Consumer Goods Sector






  Procter & Gamble     





Hutchison China disposed all of its interests in Procter Gamble China, a joint venture established with Procter Gamble Group in China for US$2 billion in June 2004. A gain of HK$13.7 billion was realized on this sale.


Hutchison China and Procter & Gamble had together built a very successful business in the manufacturing and distribution of personal care products in China ever since its establishment in 1988.








Aviation Sector






 Guangzhou Aircraft Maintenance Engineering Co Ltd (GAMECO) 






Starting in the eighties, China was importing a rapidly increasing number of western aircraft (Boeing, McDonald Douglas, Airbus) to cope with the expansion of tourism and business travel. However, China did not have the technical capability for maintaining and overhauling these western aircraft. Aircraft maintenance and engineering is a skilled, labour intensive industry. China had a lot of cheap labour but not the skills. Hutchison China saw the huge potential in this opportunity to help CAAC build up a domestic capability to service and overhaul this large fleet of western aircraft, with the prospect that after China developed its skills and qualified work force, it would be able to compete for international airline work with its low cost labour structure.






In 1990, Hutchison China put together a joint venture with Lockheed Martin and China Southern Airline, GAMECO, based in Guangzhou, Guangdong Province.






In 2003, Hutchison China bought the 25% shares from Lockheed Martin and became a 50% shareholder of the joint venture.






 China Aircraft Services Limited (CASL) 




Building on the success of GAMECO, Hutchison China again saw an opportunity in Hong Kong for aircraft maintenance.
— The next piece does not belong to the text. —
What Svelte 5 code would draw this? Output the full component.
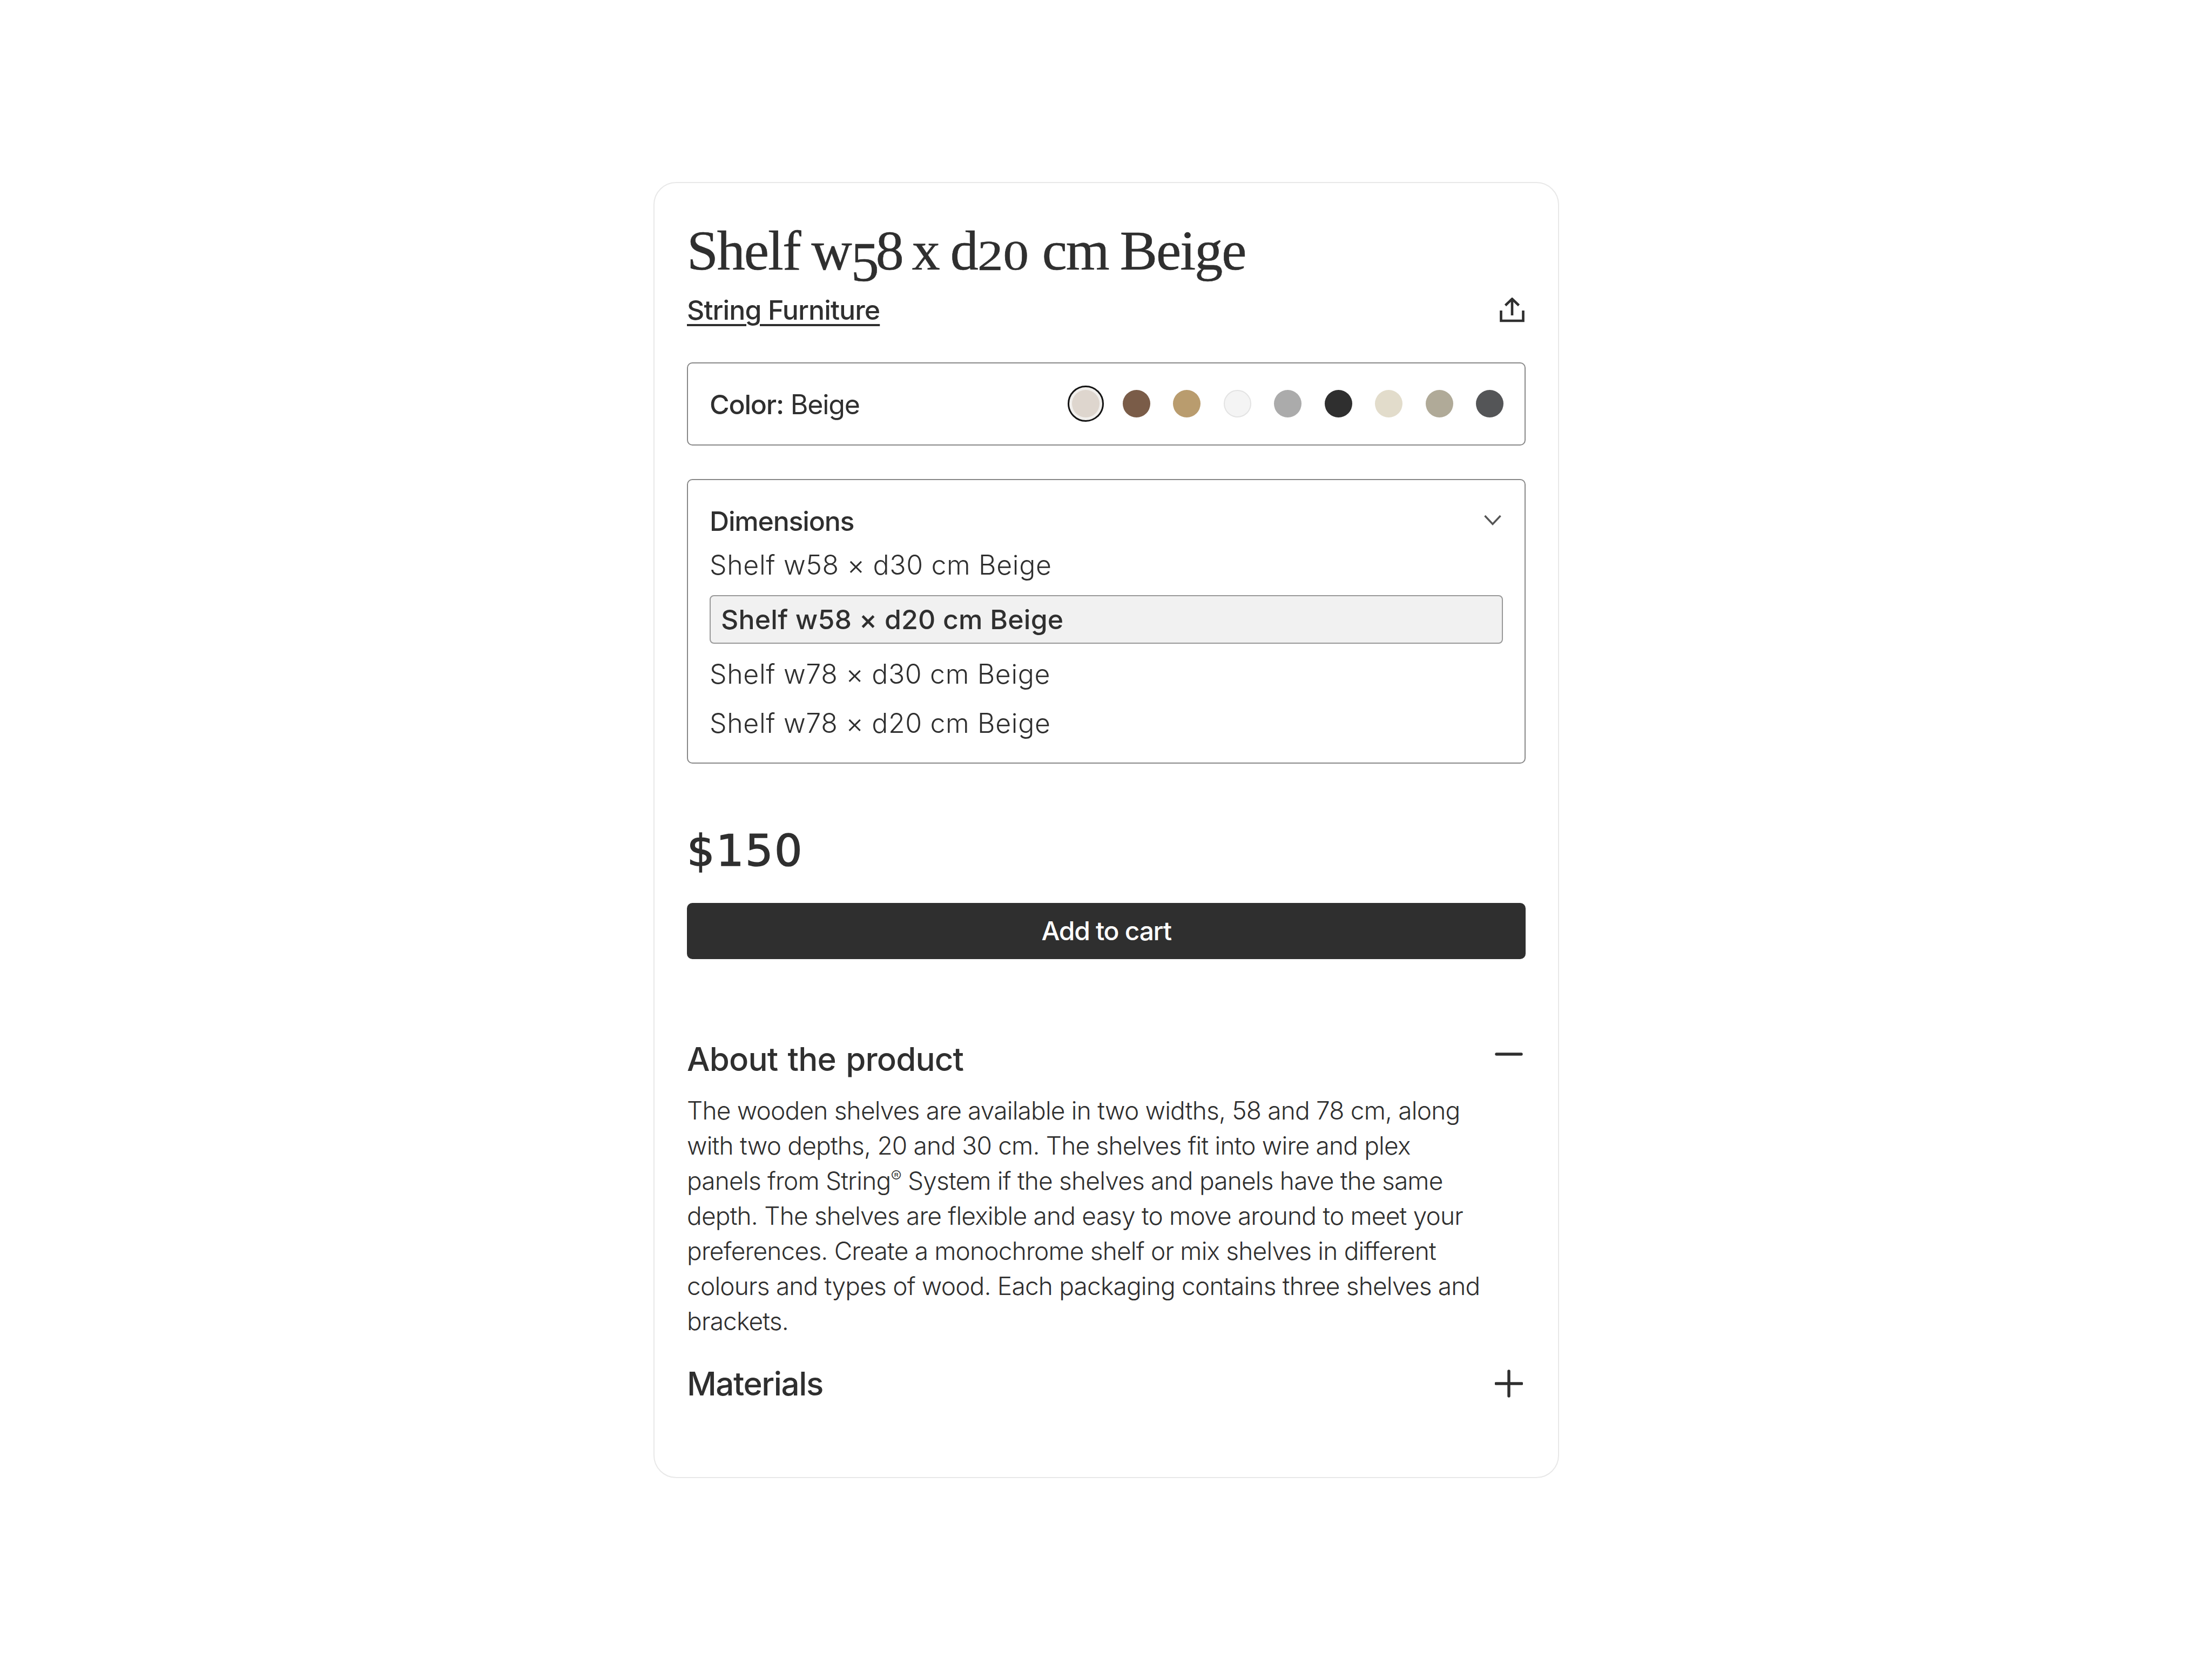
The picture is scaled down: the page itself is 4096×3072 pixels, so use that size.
<script>
  const swatches = [
    { c: '#ded6ce', sel: true },
    { c: '#7a5c48' },
    { c: '#b99c6e' },
    { c: '#f4f4f4', line: true },
    { c: '#ababab' },
    { c: '#2f2f2f' },
    { c: '#e2dccb' },
    { c: '#b0aa98' },
    { c: '#545557' }
  ];
  const options = [
    { t: 'Shelf w58 × d30 cm Beige' },
    { t: 'Shelf w58 × d20 cm Beige', sel: true },
    { t: 'Shelf w78 × d30 cm Beige' },
    { t: 'Shelf w78 × d20 cm Beige' }
  ];
</script>

<main class="card">
  <h1>Shelf w<span class="num down">5</span><span class="num">8</span> x d<span class="small">20</span> cm Beige</h1>
  <div class="brand-row">
    <a class="brand" href="#brand">String Furniture</a>
    <svg class="share" width="46" height="46" viewBox="0 0 46 46" fill="none" stroke="#2f2f2f" stroke-width="4.6">
      <path d="M23 33V3M10.5 14.5 23 2.5l12.500 12" />
      <path d="M2.500 24v19h41V24" />
    </svg>
  </div>

  <section class="color">
    <span class="label"><b>Color:</b> Beige</span>
    <div class="swatches">
      {#each swatches as s}
        <span class="swatch" class:sel={s.sel} class:line={s.line} style="background:{s.c}"></span>
      {/each}
    </div>
  </section>

  <section class="dim">
    <div class="dim-head">
      <span>Dimensions</span>
      <svg width="32" height="20" viewBox="0 0 32 20" fill="none" stroke="#555" stroke-width="3.4">
        <path d="M1.500 2 16 17.500 30.500 2" />
      </svg>
    </div>
    <div class="options">
      {#each options as o}
        <div class="option" class:active={o.sel}>{o.t}</div>
      {/each}
    </div>
  </section>

  <div class="price">$150</div>
  <button class="cart">Add to cart</button>

  <div class="acc about">
    <h2>About the product</h2>
    <svg class="acc-icon" width="52" height="52" viewBox="0 0 52 52" fill="none" stroke="#2f2f2f" stroke-width="5.4" stroke-linecap="round">
      <path d="M3 26h46" />
    </svg>
  </div>
  <p class="desc">
    The wooden shelves are available in two widths, 58 and 78 cm, along<br />
    with two depths, 20 and 30 cm. The shelves fit into wire and plex<br />
    panels from String<sup>®</sup> System if the shelves and panels have the same<br />
    depth. The shelves are flexible and easy to move around to meet your<br />
    preferences. Create a monochrome shelf or mix shelves in different<br />
    colours and types of wood. Each packaging contains three shelves and<br />
    brackets.
  </p>
  <div class="acc materials">
    <h2>Materials</h2>
    <svg class="acc-icon" width="52" height="52" viewBox="0 0 52 52" fill="none" stroke="#2f2f2f" stroke-width="5.4" stroke-linecap="round">
      <path d="M2 26h48M26 3v46" />
    </svg>
  </div>
</main>

<style>
  :global(body) {
    margin: 0;
    background: #fff;
  }
  .card {
    box-sizing: border-box;
    width: 1677px;
    margin: 337px auto 0;
    padding: 65px 59.3px 137px 60.5px;
    border: 2.67px solid #e8e8e8;
    border-radius: 42px;
    background: #fff;
    color: #2f2f2f;
    font-family: Inter, "Liberation Sans", sans-serif;
  }
  h1 {
    margin: 0;
    font-family: "Liberation Serif", serif;
    font-size: 104px;
    line-height: 120px;
    font-weight: 400;
    letter-spacing: -2px;
    word-spacing: -3px;
    -webkit-text-stroke: 0.6px #2f2f2f;
  }
  h1 .num {
    letter-spacing: -6px;
  }
  h1 .down {
    position: relative;
    top: 0.2em;
  }
  h1 .small {
    display: inline-block;
    font-size: 0.76em;
    line-height: 0;
    letter-spacing: 0;
    transform: scaleX(1.2);
    transform-origin: left;
    margin-right: 20px;
  }
  .brand-row {
    display: flex;
    justify-content: space-between;
    align-items: center;
    margin-top: 20px;
    height: 60px;
  }
  .brand {
    color: inherit;
    font-size: 50px;
    line-height: 60px;
    font-weight: 500;
    letter-spacing: -0.9px;
    text-decoration: underline;
    text-decoration-thickness: 4px;
    text-underline-offset: 8px;
  }
  .share {
    margin-right: 2px;
  }
  .color {
    box-sizing: border-box;
    display: flex;
    justify-content: space-between;
    align-items: center;
    height: 153.500px;
    margin-top: 67px;
    padding: 0 39px 0 40px;
    border: 2.67px solid #888;
    border-radius: 10px;
  }
  .label {
    padding-top: 4px;
    font-size: 50px;
    line-height: 65px;
    font-weight: 400;
    letter-spacing: -1.2px;
  }
  .label b {
    font-weight: 500;
  }
  .swatches {
    display: flex;
    align-items: center;
    gap: 42.5px;
  }
  .swatch {
    box-sizing: border-box;
    width: 51px;
    height: 51px;
    border-radius: 50%;
  }
  .swatch.line {
    border: 2px solid #e3e3e3;
  }
  .swatch.sel {
    outline: 3px solid #141414;
    outline-offset: 5px;
    box-shadow: 0 0 0 5px #f1efec;
  }
  .dim {
    margin-top: 62.500px;
    padding: 46px 40px 27px;
    border: 2.67px solid #888;
    border-radius: 10px;
  }
  .dim-head {
    display: flex;
    justify-content: space-between;
    align-items: center;
    height: 60px;
    font-size: 50px;
    line-height: 60px;
    font-weight: 500;
    letter-spacing: -1.200px;
  }
  .dim-head svg {
    margin: 0 3px 5px 0;
  }
  .options {
    margin-top: 5.500px;
    display: flex;
    flex-direction: column;
  }
  .option {
    display: flex;
    align-items: center;
    height: 91px;
    font-size: 50px;
    font-weight: 300;
    letter-spacing: 0.65px;
    white-space: pre;
  }
  .option.active {
    box-sizing: border-box;
    height: 90px;
    margin: 10px 0 11px;
    padding-left: 19px;
    border: 2.67px solid #999;
    border-radius: 8px;
    background: #f1f1f1;
    font-weight: 500;
    letter-spacing: 0.2px;
  }
  .price {
    margin-top: 111.500px;
    font-family: "DejaVu Sans", sans-serif;
    font-size: 81px;
    line-height: 100px;
    font-weight: 400;
    letter-spacing: 2.5px;
    -webkit-text-stroke: 1.6px #2f2f2f;
  }
  .cart {
    display: block;
    width: 100%;
    height: 104px;
    margin-top: 46.500px;
    padding: 0;
    border: 0;
    border-radius: 10px;
    background: #2f2f2f;
    color: #fff;
    font: 500 48px Inter, "Liberation Sans", sans-serif;
    letter-spacing: -1.3px;
  }
  .acc {
    display: flex;
    justify-content: space-between;
    height: 72px;
  }
  .acc h2 {
    margin: 0;
    font-size: 60px;
    line-height: 72px;
    font-weight: 500;
    letter-spacing: -1.400px;
  }
  .acc-icon {
    margin-right: 5px;
  }
  .about {
    margin-top: 149px;
    align-items: flex-start;
  }
  .about h2 {
    letter-spacing: -0.8px;
    word-spacing: 3px;
  }
  .about .acc-icon {
    margin-top: 1px;
  }
  .materials {
    margin-top: 47px;
    align-items: center;
  }
  .desc {
    margin: 27px 0 0;
    font-size: 46px;
    line-height: 65px;
    font-weight: 300;
    letter-spacing: -0.8px;
    white-space: nowrap;
  }
  sup {
    font-size: 30px;
    line-height: 0;
    vertical-align: 14px;
  }
</style>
Before the new airport at CLK was opened, Swire-owned HAECO had a virtual monopoly for aircraft maintenance at the former Kai Tak Airport. It charged monopoly prices and made large profits. At the new CLK Airport, the Hong Kong Government decided to introduce competition for providing this service. Hutchison China put together a consortium comprising CNAC, which represented all the Chinese airlines and correspondingly the second largest user of CLK airport, British Airways and United Airways. This grouping gave the consortium 30% share of the Hong Kong aviation maintenance market. Technical know-how was provided by United Airlines and British Airways. The new company is named China Aircraft Services Limited (CASL). It has been an instant success. CASL has provided better service at lower prices than HAECO. In addition to the consortium airlines, CASL has also been able to gain other third party airlines as customers. This successful venture has been in operation since 1998.









Hotel and Tourism Investment Sector











In 1994, when the depressed hotel industry in Beijing was beginning to recover, Hutchison China saw the chance to buy into well known hotels at depressed prices. Hutchison China acquired a 50% stake in the Great Wall Sheraton, Beijing at an attractive price. Building on this success, Hutchison China has helped Hutchison's Harbour Plaza Hotel to build up a chain in China.